** Begin Supplied data **
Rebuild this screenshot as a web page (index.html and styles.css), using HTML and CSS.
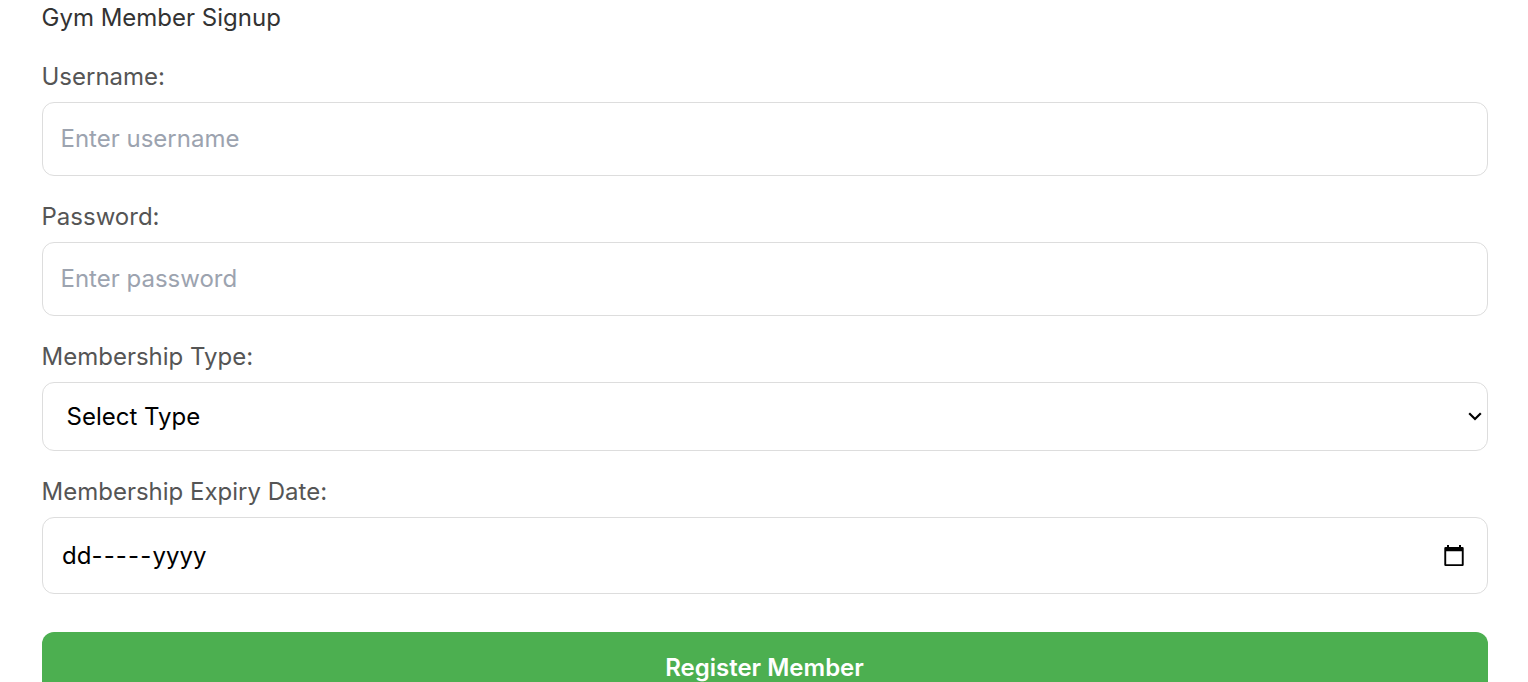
FILE: index.html
```html
<!DOCTYPE html>
<html lang="en">
<head>
<meta charset="utf-8">
<title>Gym Member Signup</title>
<link rel="stylesheet" href="styles.css">
</head>
<body>
<form class="signup">
  <h1 class="title">Gym Member Signup</h1>
  <label class="label" for="username">Username:</label>
  <input class="field" id="username" type="text" placeholder="Enter username">
  <label class="label" for="password">Password:</label>
  <input class="field" id="password" type="password" placeholder="Enter password">
  <label class="label" for="type">Membership Type:</label>
  <div class="field picker select" id="type">
    <span>Select Type</span>
    <svg class="chevron" viewBox="0 0 14 10" aria-hidden="true"><path d="M1.2 1.2 7 7 12.8 1.2"/></svg>
  </div>
  <label class="label" for="expiry">Membership Expiry Date:</label>
  <div class="field picker date" id="expiry">
    <span>dd<span class="dashes">-----</span>yyyy</span>
    <svg class="calendar" viewBox="0 0 20 22" aria-hidden="true"><path fill-rule="evenodd" d="M3 0h2v2h10V0h2v2h1.500a1.200 1.200 0 0 1 1.200 1.200v16.600a1.200 1.200 0 0 1-1.200 1.200H1.500a1.200 1.200 0 0 1-1.200-1.200V3.200A1.200 1.200 0 0 1 1.500 2H3zM2.200 6.300v12.900h15.600V6.300z"/></svg>
  </div>
  <button class="submit" type="button">Register Member</button>
</form>
</body>
</html>
```
FILE: styles.css
```css
* { box-sizing: border-box; }
body { margin: 0; background: #fff; font-family: Inter, sans-serif; font-size: 24px; overflow: hidden; }
.signup { display: flex; flex-direction: column; padding: 0 40px 0 42px; }
.title { margin: 0; height: 59px; line-height: 36px; font-size: 24px; font-weight: 400; color: #333; text-indent: -0.5px; }
.label { height: 43px; line-height: 36px; color: #555; text-indent: -0.5px; }
.field { height: 74px; margin: 0 0 23px; padding: 0 17.5px 2px; border: 1px solid #ddd; border-radius: 12px; background: #fff; color: #000; font: inherit; }
.field::placeholder { color: #9ca3af; opacity: 1; }
.picker { display: flex; align-items: center; justify-content: space-between; }
.select { height: 69px; padding: 0 5px 0 23.5px; }
.date { height: 77px; margin-bottom: 38px; padding: 0 23px 0 19px; }
.dashes { letter-spacing: 1.2px; }
.chevron { width: 14px; height: 10px; fill: none; stroke: #000; stroke-width: 2.2; }
.calendar { width: 20px; height: 22px; }
.submit { height: 73px; padding: 0 1px 2px 0; border: 0; border-radius: 12px; background: #4caf50; color: #fff; font: 600 24px/30px Inter, sans-serif; }
```
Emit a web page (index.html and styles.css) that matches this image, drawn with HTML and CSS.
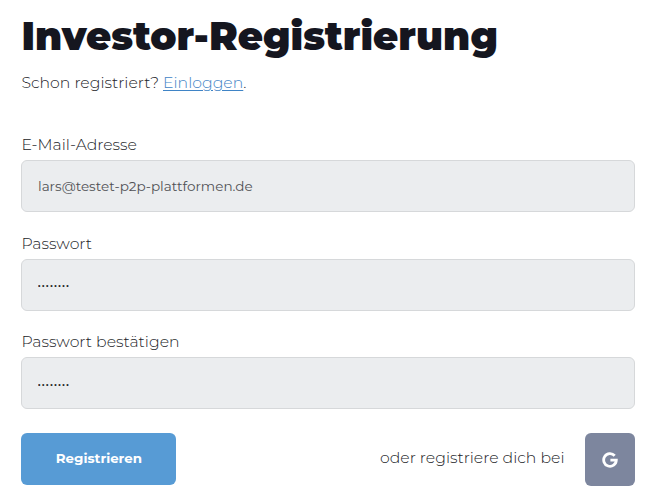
FILE: index.html
```html
<!DOCTYPE html>
<html lang="de">
<head>
  <meta charset="UTF-8">
  <meta name="viewport" content="width=device-width, initial-scale=1.0">
  <title>Investor-Registrierung</title>
  <link rel="stylesheet" href="styles.css">
</head>
<body>

<main class="container">
  <h1>Investor-Registrierung</h1>
  <p class="login-hinweis">Schon registriert? <a href="#">Einloggen</a>.</p>

  <form class="formular">
    <div class="feld">
      <label for="email">E-Mail-Adresse</label>
      <input type="email" id="email" value="lars@testet-p2p-plattformen.de">
    </div>
    <div class="feld">
      <label for="passwort">Passwort</label>
      <input type="password" id="passwort" value="passwort">
    </div>
    <div class="feld">
      <label for="passwort2">Passwort bestätigen</label>
      <input type="password" id="passwort2" value="passwort">
    </div>

    <div class="aktionen">
      <button type="button" class="btn-registrieren">Registrieren</button>
      <span class="oder">oder registriere dich bei</span>
      <button type="button" class="btn-google" aria-label="Google">
        <svg viewBox="0 0 16 16" width="16" height="16">
          <path d="M12.7 3.8A6.3 6.3 0 1 0 14.3 8.2H8.4" fill="none" stroke="#fff" stroke-width="2.8"/>
        </svg>
      </button>
    </div>
  </form>
</main>

</body>
</html>
```

FILE: styles.css
```css
* {
  box-sizing: border-box;
  margin: 0;
  padding: 0;
  font-family: Montserrat, Inter, sans-serif;
}

body {
  background-color: #fff;
  color: #222327;
  font-size: 15.7px;
  font-weight: 300;
  line-height: 20px;
}

.container {
  padding: 15px 20px 0 21.4px;
}

h1 {
  color: #15161f;
  font-size: 38.7px;
  font-weight: 900;
  line-height: 44px;
  white-space: nowrap;
}

.login-hinweis {
  margin-top: 14px;
}

.login-hinweis a {
  color: #3f84c6;
  text-decoration: underline;
  text-underline-offset: 2px;
}

.formular {
  margin-top: 42px;
}

.feld {
  margin-bottom: 21.5px;
}

.feld label {
  display: block;
  margin-bottom: 5px;
}

.feld input {
  display: block;
  width: 100%;
  height: 52px;
  padding: 0 15.6px;
  background-color: #ebedef;
  border: 1px solid #d6d8da;
  border-radius: 6px;
  color: #505155;
  font-size: 13.55px;
  font-weight: 400;
  outline: none;
}

.feld input[type="password"] {
  padding-top: 2px;
  color: #222;
  font-family: "Liberation Sans", sans-serif;
  font-size: 7px;
  letter-spacing: 1.6px;
}

.aktionen {
  display: flex;
  align-items: flex-start;
  margin-top: 24px;
}

.aktionen button {
  border: none;
  border-radius: 6px;
  color: #fff;
  cursor: pointer;
}

.aktionen .btn-registrieren {
  width: 155px;
  height: 52px;
  padding-bottom: 2px;
  background-color: #579bd5;
  font-size: 13.4px;
  font-weight: 700;
}

.oder {
  margin-left: auto;
  margin-top: 15px;
}

.btn-google {
  display: flex;
  align-items: center;
  justify-content: center;
  width: 50.5px;
  height: 53px;
  margin-left: 20px;
  background-color: #7d869e;
}
```
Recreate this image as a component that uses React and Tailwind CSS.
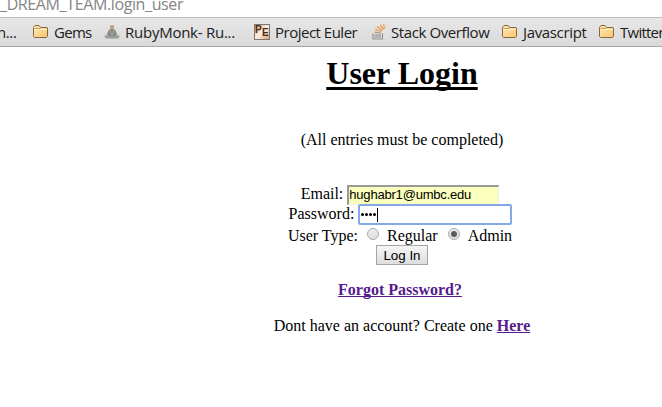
function Folder() {
  return (
    <svg width="16" height="14" viewBox="0 0 16 14" className="block">
      <defs>
        <linearGradient id="folder" x1="0" y1="0" x2="1" y2="1">
          <stop offset="0" stopColor="#ffe8b5" />
          <stop offset="1" stopColor="#fac56c" />
        </linearGradient>
      </defs>
      <path d="M.5 11.500V2.500L2 .5h4l1.500 2h6.500l.5.5v8.500l-1 1H1.500z" fill="url(#folder)" stroke="#87663d" />
      <path d="M1.500 3.500H7l1-1" fill="none" stroke="#c69a5d" />
      <path d="M1.500 4.500h12.500" stroke="#fff0c9" />
    </svg>
  );
}

function Monk() {
  return (
    <svg width="16" height="16" viewBox="0 0 16 16" className="block">
      <path d="M5 5.500l2-1h2l2 1 1.500 3 .5 2 2 1 .5 1.500-2 1.500H2.500L.5 13 1 11.500l2-1 .5-2z" fill="#989d97" />
      <path d="M5.500 7l-1 3 2 1m4-4l1 3-2 1M2 13l4-1.500h4l4 1.500M7 5.500l1 3 1-3" fill="none" stroke="#6d736f" strokeWidth=".8" />
      <path d="M2 12h3m6 0h3M6 7.500h1m2 0h1" stroke="#bbbeb7" />
      <circle cx="8" cy="3" r="2.100" fill="#c39a77" />
      <path d="M6.500 10.500h3v1h-3z" fill="#b99a80" />
    </svg>
  );
}

function Euler() {
  return (
    <div className="flex h-4 w-4 border border-[#777] bg-linear-to-br from-[#e08f4f] via-[#fff2e5] to-[#dca06c] font-['Liberation_Sans'] text-[10px] leading-[10px] font-bold text-[#4b2c20]">
      <span className="w-[7px]">P</span>
      <span className="mt-[3px] w-[7px]">E</span>
    </div>
  );
}

function Stack() {
  return (
    <svg width="14" height="16" viewBox="0 0 14 16" className="block" fill="none">
      <path d="M1 9.500v5.500h9.500V9.500" stroke="#929292" strokeWidth="1.200" />
      <path d="M2.500 13H9M2.500 11H9" stroke="#858585" />
      <path d="M2.600 8.200l6.400 1" stroke="#b59a71" strokeWidth="1.200" />
      <path d="M3.200 5.200l6.100 2.600M5.200 2.500l5.100 4M8.300.8l3 4.700M11.800.3l.5 4.500" stroke="#ef923c" strokeWidth="1.200" />
    </svg>
  );
}

function Bookmark({ icon, children, width, gap, tracking }) {
  return (
    <div className={`flex shrink-0 items-center ${width} ${gap}`}>
      <span className="shrink-0">{icon}</span>
      <span className={`whitespace-nowrap ${tracking}`}>{children}</span>
    </div>
  );
}

export default function App() {
  return (
    <div className="flex h-[407px] w-[662px] flex-col overflow-hidden bg-white text-black">
      <div className="flex h-[17px] shrink-0 font-['Open_Sans',sans-serif] text-[16px] text-[#858585]">
        <div className="-mt-[7px] h-[22px] leading-[22px] tracking-[-0.38px] whitespace-nowrap">_DREAM_TEAM.login_user</div>
      </div>
      <div className="flex h-[30px] shrink-0 items-center border-t border-b border-t-[#bdbdbd] border-b-[#a6a6a6] bg-linear-to-b from-[#e7e7e7] to-[#dadada] font-['Open_Sans',sans-serif] text-[15px] text-[#202020]">
        <span className="w-[33px] shrink-0 tracking-[-0.4px]"><span className="-ml-[3px]">n...</span></span>
        <Bookmark icon={<Folder />} width="w-[71px]" gap="gap-[5px]" tracking="tracking-[-0.7px]">Gems</Bookmark>
        <Bookmark icon={<Monk />} width="w-[150px]" gap="gap-[5px]" tracking="tracking-[-0.25px]">RubyMonk- Ru...</Bookmark>
        <Bookmark icon={<Euler />} width="w-[118px]" gap="gap-[5px]" tracking="tracking-[-0.5px]">Project Euler</Bookmark>
        <Bookmark icon={<Stack />} width="w-[130px]" gap="gap-[5px]" tracking="tracking-[-0.4px]">Stack Overflow</Bookmark>
        <Bookmark icon={<Folder />} width="w-[97px]" gap="gap-[5px]" tracking="tracking-[-0.35px]">Javascript</Bookmark>
        <Bookmark icon={<Folder />} width="w-[63px]" gap="gap-[5px]" tracking="tracking-[-0.75px]">Twitter</Bookmark>
      </div>
      <main className="ml-[142px] flex w-[520px] flex-col items-center font-['Liberation_Serif',serif] text-base leading-[18px]">
        <h1 className="mt-[8px] text-[32px] leading-[36px] font-bold underline decoration-[3px] underline-offset-[3px] [text-decoration-skip-ink:none]">User Login</h1>
        <p className="mt-[40px]">(All entries must be completed)</p>
        <form className="mt-[36px] flex flex-col items-center" onSubmit={(e) => e.preventDefault()}>
          <label className="mr-[4px] flex h-[19px] items-start gap-1">
            <span>Email:</span>
            <span className="h-[20px] w-[152px] border-t-2 border-r border-b border-l-2 border-t-[#999] border-r-[#eee] border-b-[#eee] border-l-[#999] bg-[#faffbd] font-['Liberation_Sans',sans-serif] text-[13px] leading-[16px] tracking-[-0.2px]">hughabr1@umbc.edu</span>
          </label>
          <label className="mr-[3px] flex h-[22px] items-start gap-[4px]">
            <span className="pt-px">Password:</span>
            <span className="flex h-[21px] w-[154px] items-center rounded-[2px] border-2 border-[#84a9e8] bg-white pl-px">
              <span className="flex gap-px">
                {[0, 1, 2, 3].map((n) => <i key={n} className="h-[3px] w-[3px] rounded-full bg-black" />)}
              </span>
              <i className="ml-px h-[14px] w-px bg-black" />
            </span>
          </label>
          <div className="mr-[4px] flex h-[19px] items-center">
            <span>User Type:</span>
            <i className="mr-[8px] mb-[3px] ml-[9px] h-[12px] w-[12px] rounded-full border border-[#aaa] bg-linear-to-b from-[#eee] to-[#ddd]" />
            <span>Regular</span>
            <i className="mr-[8px] mb-[3px] ml-[10px] flex h-[12px] w-[12px] items-center justify-center rounded-full border border-[#aaa] bg-linear-to-b from-[#eee] to-[#ddd]"><i className="h-[6px] w-[6px] rounded-full bg-[#5c5c5c]" /></i>
            <span>Admin</span>
          </div>
          <button className="h-[20px] w-[52px] border border-[#a4a4a4] bg-linear-to-b from-[#f6f6f6] to-[#dedede] font-['Liberation_Sans',sans-serif] text-[13.33px] leading-[17px] whitespace-nowrap">Log In</button>
        </form>
        <a className="mt-[16px] mr-[4px] font-bold text-[#551a8b] underline [text-decoration-skip-ink:none]">Forgot Password?</a>
        <p className="mt-[18px]">Dont have an account? Create one <a className="font-bold text-[#551a8b] underline [text-decoration-skip-ink:none]">Here</a></p>
      </main>
    </div>
  );
}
** End Supplied data **
Count the lines above that contain the word "image", and reply with only that number.

Solution to this problem:
2